(Required work) Each line containing the word "with" should be found and copied.

(Extracted material)
===============
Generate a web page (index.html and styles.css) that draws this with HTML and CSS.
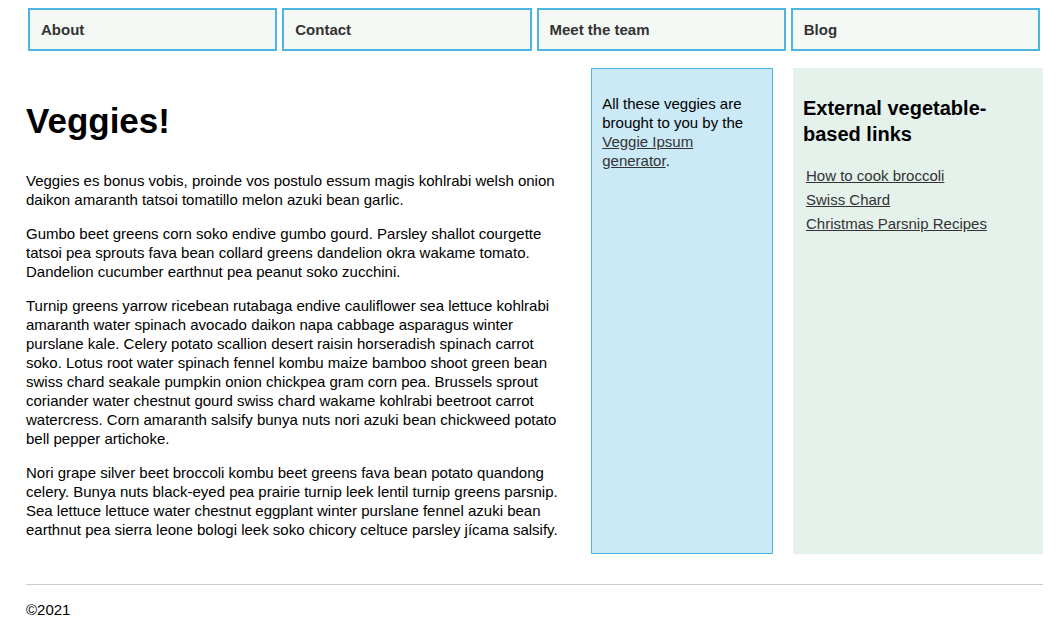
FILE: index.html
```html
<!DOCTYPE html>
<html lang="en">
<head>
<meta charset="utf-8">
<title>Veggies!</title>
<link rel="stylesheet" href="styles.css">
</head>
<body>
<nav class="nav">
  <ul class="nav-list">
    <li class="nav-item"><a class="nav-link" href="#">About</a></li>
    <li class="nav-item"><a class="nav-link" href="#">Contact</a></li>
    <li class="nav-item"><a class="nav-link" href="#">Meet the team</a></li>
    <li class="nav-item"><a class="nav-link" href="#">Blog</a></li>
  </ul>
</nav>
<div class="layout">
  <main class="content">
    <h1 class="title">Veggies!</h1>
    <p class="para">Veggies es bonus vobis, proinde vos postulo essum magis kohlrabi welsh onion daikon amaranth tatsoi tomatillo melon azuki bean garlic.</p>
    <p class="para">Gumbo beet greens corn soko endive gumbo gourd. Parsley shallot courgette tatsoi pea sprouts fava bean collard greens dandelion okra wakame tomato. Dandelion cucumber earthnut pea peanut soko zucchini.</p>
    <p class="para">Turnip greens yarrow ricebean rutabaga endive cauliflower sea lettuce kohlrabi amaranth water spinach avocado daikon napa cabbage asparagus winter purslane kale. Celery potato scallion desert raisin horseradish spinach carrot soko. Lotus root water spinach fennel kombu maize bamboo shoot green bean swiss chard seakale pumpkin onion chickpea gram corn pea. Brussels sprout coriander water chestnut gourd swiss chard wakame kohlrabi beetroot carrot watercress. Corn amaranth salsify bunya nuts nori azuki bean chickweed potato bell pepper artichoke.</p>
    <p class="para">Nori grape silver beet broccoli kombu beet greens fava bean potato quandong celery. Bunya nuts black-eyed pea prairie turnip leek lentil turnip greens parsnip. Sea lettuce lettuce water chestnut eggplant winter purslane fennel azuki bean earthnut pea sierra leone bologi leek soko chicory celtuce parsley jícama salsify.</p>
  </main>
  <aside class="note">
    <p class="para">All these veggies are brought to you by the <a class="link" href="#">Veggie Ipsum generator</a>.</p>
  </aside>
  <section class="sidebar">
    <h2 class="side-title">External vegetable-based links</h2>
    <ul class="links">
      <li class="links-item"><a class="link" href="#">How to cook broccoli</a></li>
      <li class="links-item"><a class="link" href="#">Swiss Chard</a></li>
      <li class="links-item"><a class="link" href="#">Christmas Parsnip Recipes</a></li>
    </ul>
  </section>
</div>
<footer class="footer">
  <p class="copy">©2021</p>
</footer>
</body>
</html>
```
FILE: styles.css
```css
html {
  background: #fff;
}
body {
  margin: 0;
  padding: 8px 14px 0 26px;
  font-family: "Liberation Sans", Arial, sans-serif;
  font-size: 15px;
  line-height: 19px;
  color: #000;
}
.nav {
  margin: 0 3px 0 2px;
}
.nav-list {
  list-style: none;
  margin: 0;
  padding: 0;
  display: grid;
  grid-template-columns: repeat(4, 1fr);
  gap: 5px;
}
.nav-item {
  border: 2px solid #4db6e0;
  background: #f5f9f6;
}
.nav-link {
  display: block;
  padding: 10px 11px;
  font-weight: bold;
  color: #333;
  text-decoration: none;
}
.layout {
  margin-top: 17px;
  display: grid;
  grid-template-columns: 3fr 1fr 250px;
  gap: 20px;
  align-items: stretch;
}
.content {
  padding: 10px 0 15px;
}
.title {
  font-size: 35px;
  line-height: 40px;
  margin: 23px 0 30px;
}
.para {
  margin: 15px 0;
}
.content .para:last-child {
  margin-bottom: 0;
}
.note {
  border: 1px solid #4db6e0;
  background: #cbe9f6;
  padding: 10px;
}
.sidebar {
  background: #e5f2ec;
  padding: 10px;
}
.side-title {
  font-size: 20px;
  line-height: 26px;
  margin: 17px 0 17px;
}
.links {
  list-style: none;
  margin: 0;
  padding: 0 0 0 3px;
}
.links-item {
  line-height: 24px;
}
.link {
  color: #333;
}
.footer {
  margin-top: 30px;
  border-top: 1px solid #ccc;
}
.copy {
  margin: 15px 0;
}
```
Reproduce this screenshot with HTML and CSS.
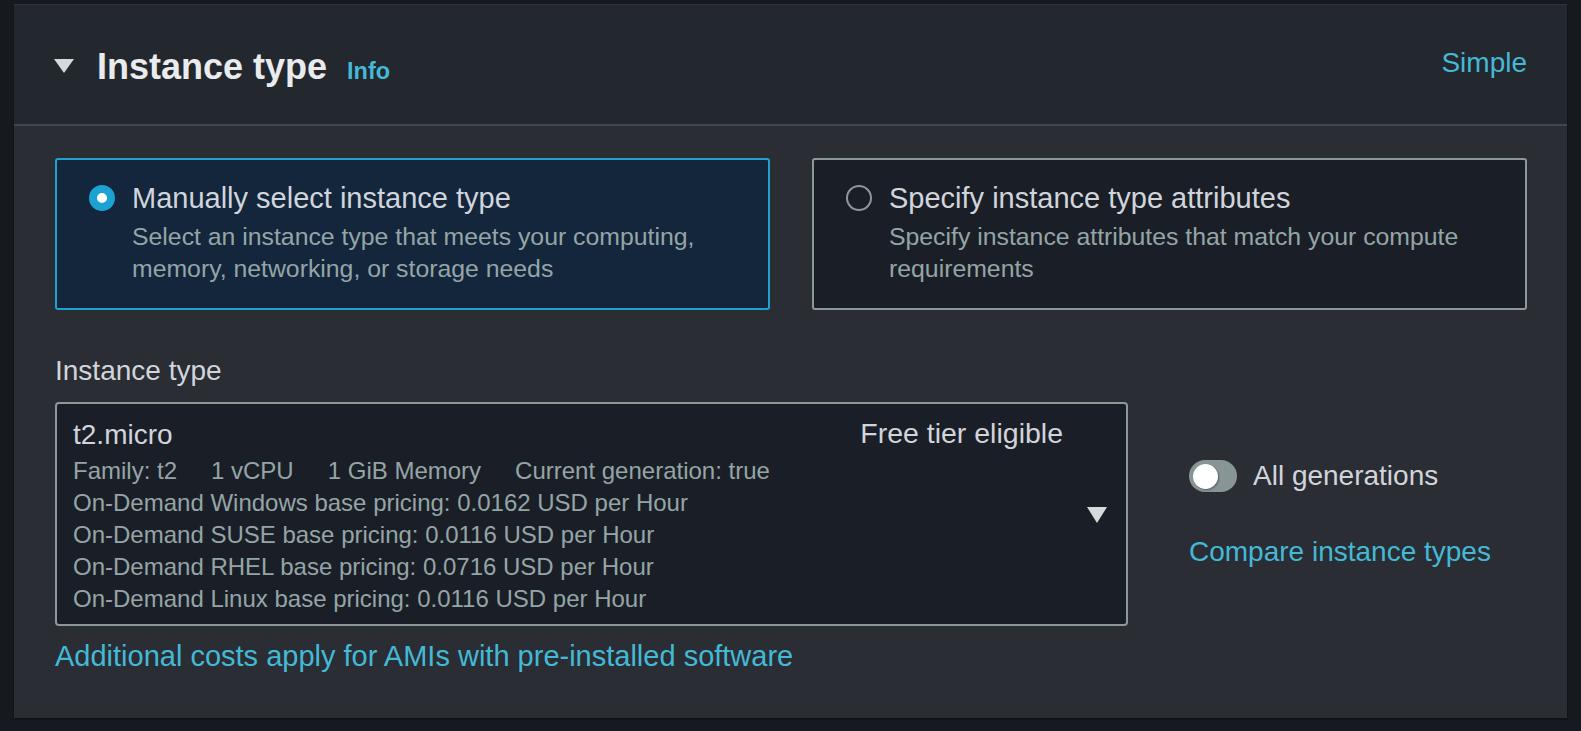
===============
(Written answer)
Generate a web page (index.html and styles.css) that draws this with HTML and CSS.
Reproduce this screenshot with HTML and CSS.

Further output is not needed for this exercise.